I think for most people a disk that fast is overkill, just trying to shave a second or two (maybe a lot less) off an infrequently performed operation. Sure, it feels faster using it, and maybe that improves your mood or something, but perceptions aside, it really isn't that much faster. It would be nice if you had a computer that could do everything you could ever require of it all at once, instantly, but back in reality you have to ask yourself how much of a premium you are willing to pay for a tiny pinch of time.
The only people who would find this article noteworthy are people with AMD processors on Abit motherboards (only company with the softmenu bios option to my knowledge) that have the via KT266a or KT333 chipsets.
Many of these bios settings are based on these boards in particular, most of the time other motherboards don't have these settings, or they're called something else. It's a shame the article is written for Abit boards, because generally if you've gone out of your way to buy one, you already know a bit about overclocking.
There is some info here if you've got an Nforce2 board, but some of it is wrong. The article says to run memory at 166mhz, but these boards can run at 200 (or higher).
Are overclocked CPUs more sensitive to heat, or is this just a "to be safe" recommendation? AMD says they're good up to 85C.
Overclocking is all about temperature.
So long as you don't mess with the Vcore, overclocking does not make a CPU more sensitive to heat. It just will get hotter. If you can keep the temperature of the die under control by dissapating the extra generated heat, there's no problem with overclocking, but it's instrumental that you have accurate temp readings.
I'm only familiar with Intel CPUs and they have an on-die temp sensor which generally is fairly accurate. The embedded CPUs I work with are rated up to 100C and generally work fine up to that temperature. I wouldn't want to run it continuously at that temperature for a very long time though.
Overclocking may result in a loss in stability but that generally doesn't mean you are about to damage the CPU (so long as the temp is not out of spec), it is more likely related to timing issues.
Now increasing the Vcore sounds like a very bad idea to me. I'm not an EE by education, but I would think that you could seriously shorten the lifespan of the CPU by doing this.

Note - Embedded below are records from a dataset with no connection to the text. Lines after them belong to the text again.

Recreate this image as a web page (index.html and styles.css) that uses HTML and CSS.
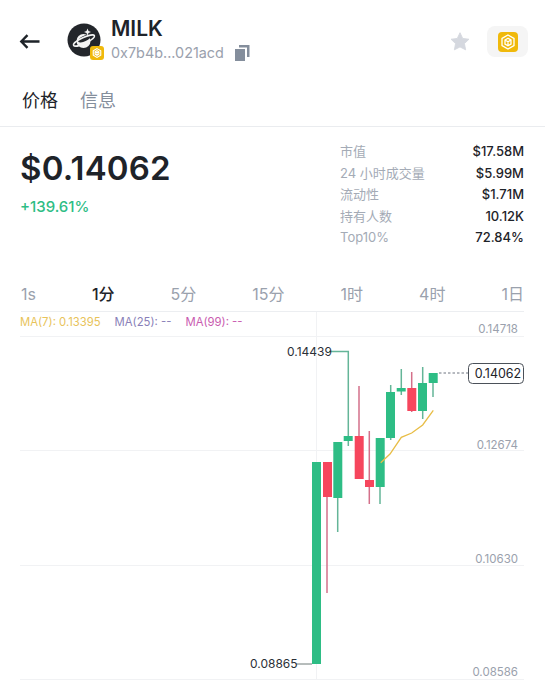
FILE: index.html
```html
<!DOCTYPE html>
<html lang="zh">
<head>
  <meta charset="UTF-8">
  <meta name="viewport" content="width=device-width, initial-scale=1.0">
  <title>MILK</title>
  <link rel="stylesheet" href="styles.css">
</head>
<body>
  <header class="top">
    <svg class="back" width="21" height="15" viewBox="0 0 21 15"><path d="M20.500 7.500H2.500M8.500 1.200L2.300 7.500l6.200 6.300" fill="none" stroke="#1e2329" stroke-width="2.400"/></svg>
    <div class="avatar">
      <svg width="34" height="34" viewBox="0 0 34 34">
        <circle cx="17" cy="17" r="16.500" fill="#23262b"/>
        <circle cx="16.500" cy="18" r="7" fill="#f4f4f4"/>
        <ellipse cx="17.500" cy="15.500" rx="7" ry="2.800" transform="rotate(-25 17.500 15.500)" fill="#23262b"/>
        <ellipse cx="17" cy="17.500" rx="11.500" ry="3" transform="rotate(-25 17 17.500)" fill="none" stroke="#f4f4f4" stroke-width="1.500"/>
        <path d="M20.500 5.500l1 2.500 2.500 1-2.500 1-1 2.500-1-2.500-2.500-1 2.500-1z" fill="#f4f4f4"/>
      </svg>
      <span class="badge">
        <svg width="10" height="10" viewBox="0 0 16 16" fill="none" stroke="#fff" stroke-width="1.800"><path d="M8 1l6 3.400v7.200L8 15l-6-3.400V4.400z"/><path d="M5 6l3-1.700L11 6v4l-3 1.700L5 10zM5 6l3 1.700L11 6M8 7.700v4"/></svg>
      </span>
    </div>
    <div class="token">
      <div class="token-name">MILK</div>
      <div class="token-addr">
        <span>0x7b4b...021acd</span>
        <svg width="15" height="16" viewBox="0 0 15 16"><path d="M0 4h10v12H0z" fill="#848e9c"/><path d="M4 0h10.500v12H12V2.500H4z" fill="#848e9c"/></svg>
      </div>
    </div>
    <svg class="star" width="20" height="19" viewBox="0 0 22 21"><path d="M11 .8l3 6.300 6.900.9-5 4.800 1.300 6.900L11 16.500l-6.200 3.200 1.300-6.900-5-4.800L8 7.100z" fill="#d5d8df" stroke="#d5d8df" stroke-linejoin="round"/></svg>
    <div class="chain">
      <span class="chain-icon">
        <svg width="16" height="16" viewBox="0 0 16 16" fill="none" stroke="#fff" stroke-width="1.300"><path d="M8 1l6 3.400v7.200L8 15l-6-3.400V4.400z"/><path d="M5 6l3-1.700L11 6v4l-3 1.700L5 10zM5 6l3 1.700L11 6M8 7.700v4"/></svg>
      </span>
    </div>
  </header>

  <nav class="tabs">
    <span class="tab tab-active">价格</span>
    <span class="tab">信息</span>
  </nav>

  <section class="summary">
    <div>
      <div class="price">$0.14062</div>
      <div class="change">+139.61%</div>
    </div>
    <dl class="stats">
      <div class="stat"><dt>市值</dt><dd>$17.58M</dd></div>
      <div class="stat"><dt>24 小时成交量</dt><dd>$5.99M</dd></div>
      <div class="stat"><dt>流动性</dt><dd>$1.71M</dd></div>
      <div class="stat"><dt>持有人数</dt><dd>10.12K</dd></div>
      <div class="stat"><dt>Top10%</dt><dd>72.84%</dd></div>
    </dl>
  </section>

  <div class="ranges">
    <span>1s</span>
    <span class="range-active">1分</span>
    <span>5分</span>
    <span>15分</span>
    <span>1时</span>
    <span>4时</span>
    <span>1日</span>
  </div>

  <section class="chart">
    <div class="legend">
      <span class="ma7">MA(7): 0.13395</span>
      <span class="ma25">MA(25): --</span>
      <span class="ma99">MA(99): --</span>
    </div>
    <svg class="plot" width="545" height="368" viewBox="0 312 545 368">
      <g stroke="#f1f2f4" stroke-width="1">
        <path d="M20 336.500H524M20 450.500H524M20 565.500H524M20 679.500H524M316.500 312V680"/>
      </g>
      <g class="axis">
        <text x="518" y="333">0.14718</text>
        <text x="518" y="449">0.12674</text>
        <text x="518" y="563">0.10630</text>
        <text x="518" y="676">0.08586</text>
      </g>

      <g stroke="#64b598" stroke-width="1.500" fill="none">
        <path d="M329 351.500H348.300V446"/>
        <path d="M337.700 497V532M390.700 385V440M401.300 369V395M422.700 367V419M433 382V397M380 487V504"/>
      </g>
      <g stroke="#d4708a" stroke-width="1.500" fill="none">
        <path d="M327 497V593M359 386V479M369.300 431V504M411.700 372V412"/>
      </g>
      <path d="M296 664H312" stroke="#6f7a78" stroke-width="1"/>

      <g fill="#2ebd85">
        <rect x="312" y="462" width="9" height="202"/>
        <rect x="333.300" y="442" width="9" height="56"/>
        <rect x="343.700" y="436" width="9" height="5"/>
        <rect x="375.700" y="438" width="9" height="49"/>
        <rect x="386" y="392" width="9" height="46"/>
        <rect x="396.700" y="388" width="9" height="3.500"/>
        <rect x="418" y="383" width="9" height="28"/>
        <rect x="428.700" y="373" width="9" height="10"/>
      </g>
      <g fill="#f6465d">
        <rect x="323" y="462" width="9" height="35"/>
        <rect x="354.700" y="436" width="9" height="43"/>
        <rect x="365" y="480" width="9" height="7"/>
        <rect x="407.300" y="388" width="9" height="23"/>
      </g>
      <path d="M380.700 462.700L390 454L401.300 437.300L411.700 433L422.700 425L433.300 410.300" fill="none" stroke="#e8bd45" stroke-width="1.300"/>

      <path d="M439 373H468" stroke="#6e7480" stroke-width="1" stroke-dasharray="2.500 2"/>
      <rect x="468.500" y="363.500" width="55" height="20" rx="4" fill="#fff" stroke="#4b5159"/>
      <text class="tag" x="498" y="378">0.14062</text>
      <text class="mark" x="287" y="356">0.14439</text>
      <text class="mark" x="250" y="668">0.08865</text>
    </svg>
  </section>
</body>
</html>
```

FILE: styles.css
```css
* {
  box-sizing: border-box;
}
html, body {
  margin: 0;
  padding: 0;
  height: 680px;
  overflow: hidden;
  background-color: #fff;
}
body {
  font-family: Inter, "Noto Sans CJK SC", sans-serif;
  color: #1e2329;
}
.top {
  display: flex;
  align-items: center;
  height: 72px;
  padding: 6px 17px 0 19px;
}
.back {
  margin-top: 5px;
  margin-right: 27px;
}
.avatar {
  position: relative;
  width: 34px;
  height: 34px;
  margin-top: 2px;
}
.avatar > svg {
  display: block;
}
.badge {
  position: absolute;
  right: -3px;
  bottom: -3px;
  display: flex;
  align-items: center;
  justify-content: center;
  width: 14px;
  height: 14px;
  border-radius: 3px;
  background-color: #f0b90b;
}
.token {
  margin-left: 10px;
}
.token-name {
  font-size: 21px;
  font-weight: 600;
  line-height: 24px;
}
.token-addr {
  display: flex;
  align-items: center;
  gap: 11px;
  margin-top: 3px;
  font-size: 14.400px;
  line-height: 18px;
  color: #9aa1ad;
}
.star {
  margin-left: auto;
  margin-top: 5px;
  margin-right: 17px;
}
.chain {
  display: flex;
  align-items: center;
  justify-content: center;
  width: 41px;
  height: 31px;
  margin-top: 5px;
  border-radius: 8px;
  background-color: #f5f5f5;
}
.chain-icon {
  display: flex;
  align-items: center;
  justify-content: center;
  width: 20px;
  height: 20px;
  border-radius: 4px;
  background-color: #f0b90b;
}
.tabs {
  display: flex;
  gap: 22px;
  height: 55px;
  padding: 16px 22px 0;
  border-bottom: 1px solid #eaecef;
  font-size: 18px;
  line-height: 26px;
  color: #848e9c;
}
.tab-active {
  color: #1e2329;
}
.summary {
  display: flex;
  justify-content: space-between;
  padding: 14px 21px 0 20px;
  height: 150px;
}
.price {
  margin-top: 7px;
  font-size: 33px;
  font-weight: 600;
  line-height: 40px;
  letter-spacing: 0.2px;
}
.change {
  margin-top: 10px;
  font-size: 15px;
  font-weight: 500;
  line-height: 18px;
  color: #2ebd85;
}
.stats {
  width: 184px;
  margin: 0;
}
.stat {
  display: flex;
  justify-content: space-between;
  height: 21.500px;
  font-size: 13px;
  line-height: 21.500px;
}
.stat dt {
  color: #a4abb6;
}
.stat dd {
  margin: 0;
  font-weight: 500;
}
.ranges {
  display: flex;
  justify-content: space-between;
  height: 35px;
  margin: 0 21px 0 21px;
  padding-top: 5px;
  border-bottom: 1px solid #eceef1;
  font-size: 16px;
  line-height: 24px;
  color: #9aa1ad;
}
.range-active {
  color: #1e2329;
  font-weight: 500;
}
.chart {
  position: relative;
  height: 368px;
}
.plot {
  display: block;
}
.legend {
  position: absolute;
  left: 20px;
  top: 2px;
  display: flex;
  gap: 14px;
  font-size: 11.300px;
  line-height: 16px;
}
.ma7 {
  color: #e8c35a;
}
.ma25 {
  color: #8a7fb8;
}
.ma99 {
  color: #c95bb0;
}
.axis text {
  font-family: Inter, sans-serif;
  font-size: 11.500px;
  fill: #9aa1ad;
  text-anchor: end;
}
.tag {
  font-family: Inter, sans-serif;
  font-size: 12.500px;
  fill: #1e2329;
  text-anchor: middle;
}
.mark {
  font-family: Inter, sans-serif;
  font-size: 12px;
  fill: #2b3037;
}
```
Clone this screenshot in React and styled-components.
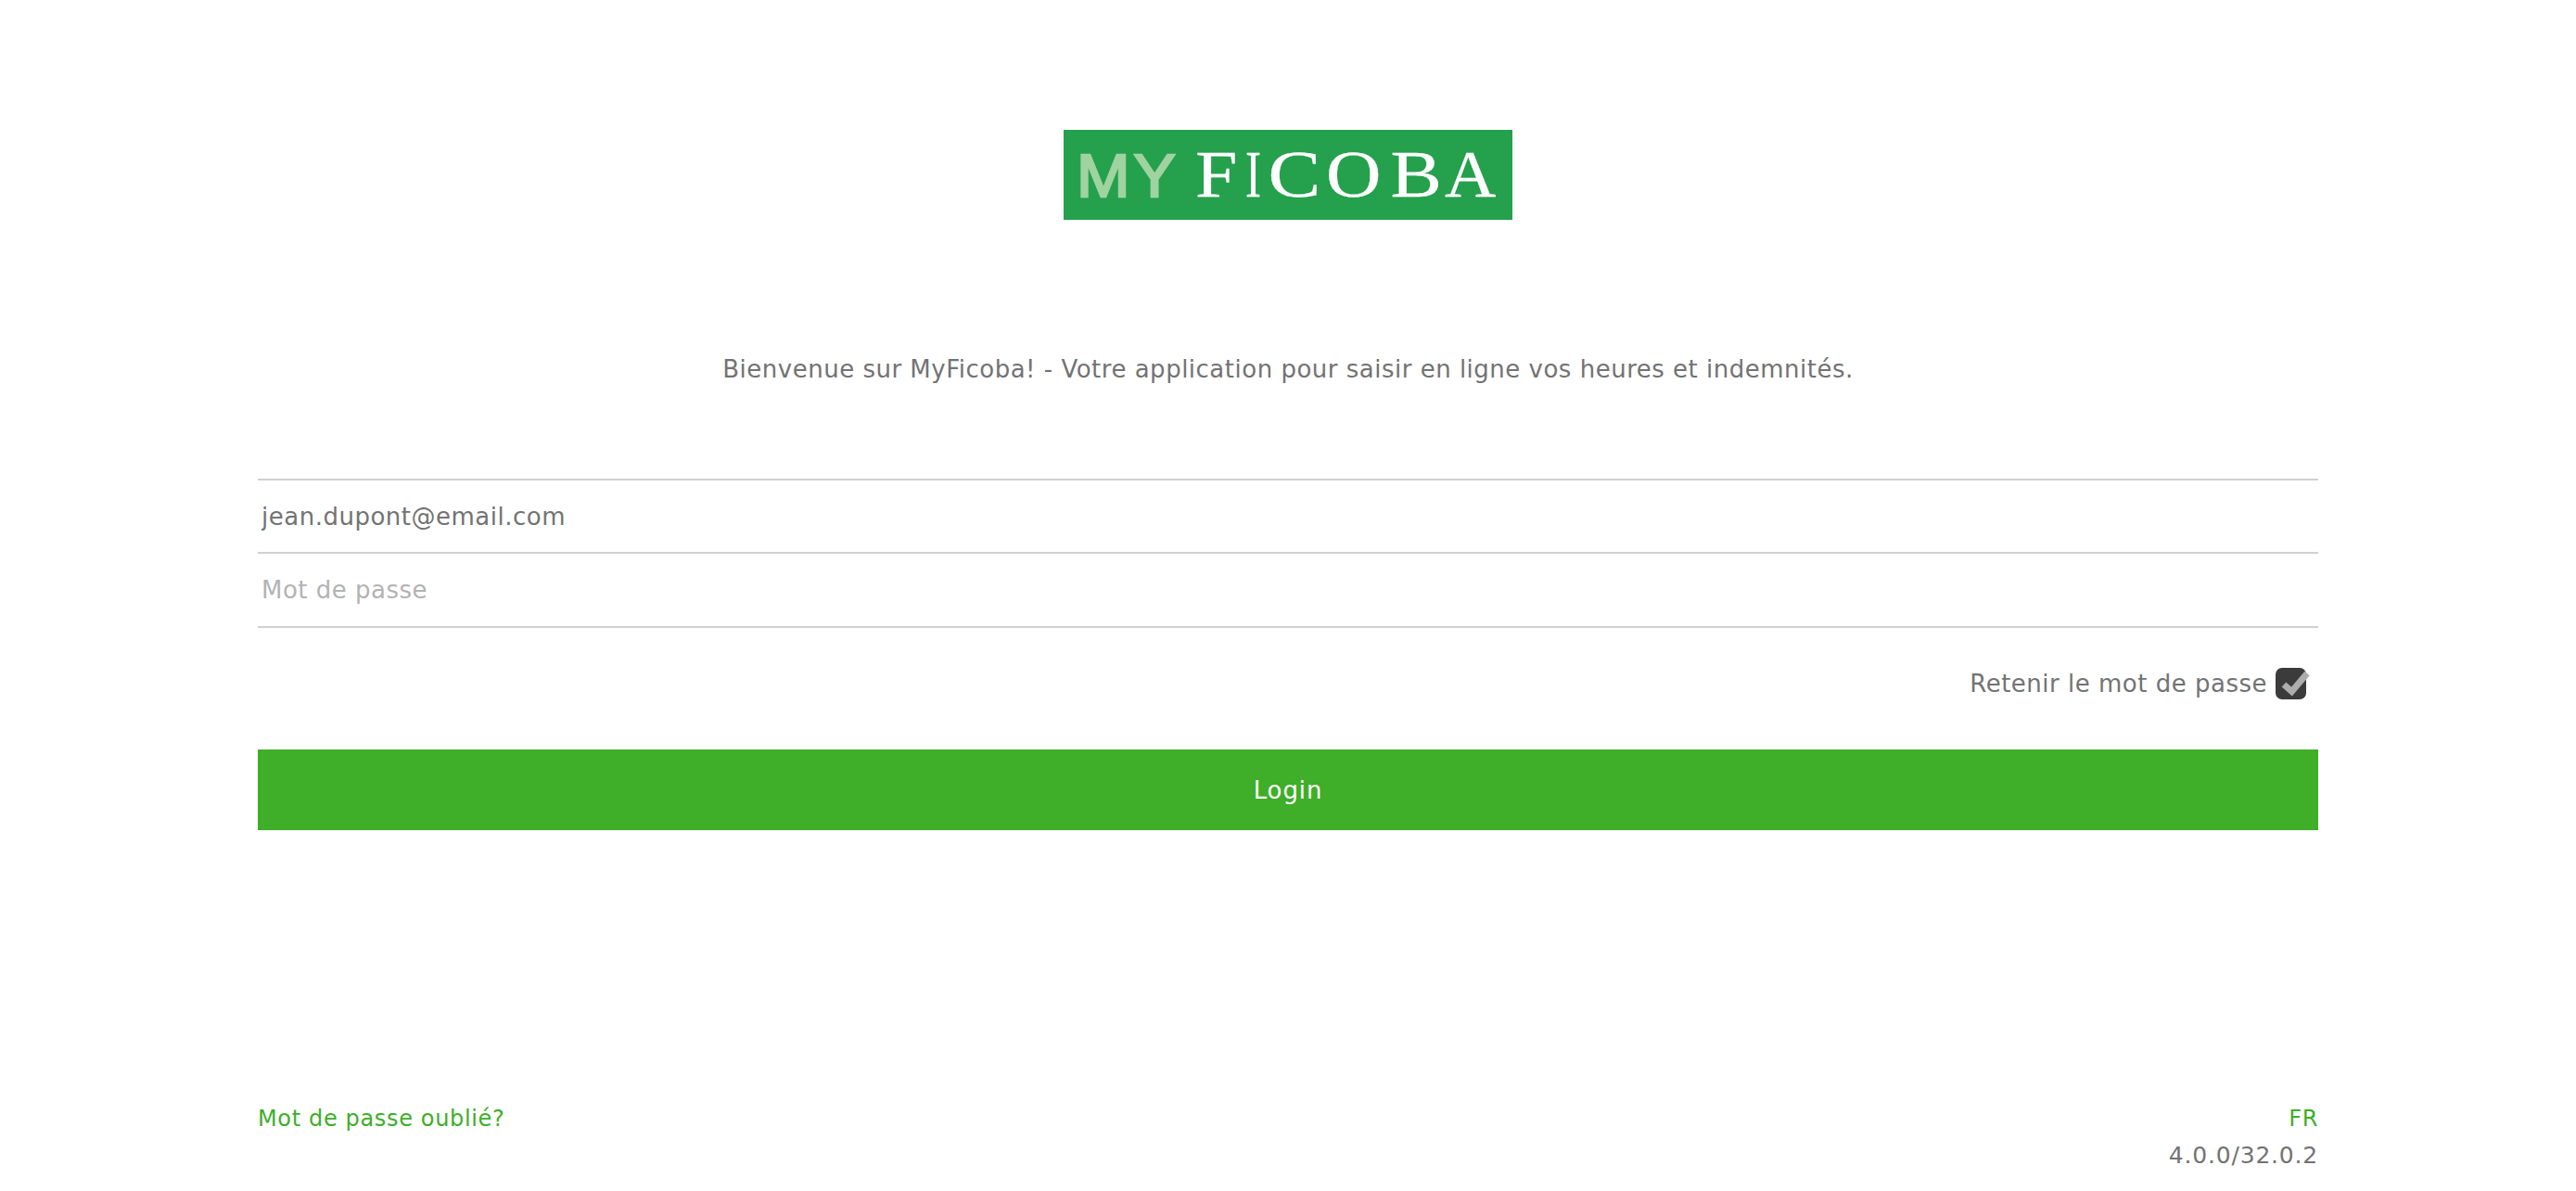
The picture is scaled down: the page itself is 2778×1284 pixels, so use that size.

btw. What I don't understand in the "NEVER LET IT GET ABOVE 55C IN MY OPINION ON AIRCOOLING, OR 42C USING WATERCOOLING." statement is why the hell would it be depending on what type of cooling is used? This implies that they are not talking about die temperature, because for the die 55C is 55C, doesn't matter how it got there...
Overclocking is stupid. Especially since it started costing more than buying a faster CPU.
That depends entirely on what you're doing.
I very much doubt that most overclockers are clueless enough to have too little RAM (although I do know that many people upgrade their entire system when they start to feel it is slow when getting more RAM would probably solve the problem), so I'll just ignore that part of your argument.
If you're running games or number crunching, you're almost certainly bound by CPU speed and the speed of the memory bus (and for games, the GPU).
If you're compiling software...it depends, but anything big seems to be cpu/memory bound (especially in languages such as C++ that compile slowly).
Interactive use is often disk-I/O bound for program launches, but once it's up and in RAM...most of the time, only if it depends on network I/O.
If you're doing video editing, then yes, you're probably disk-I/O bound.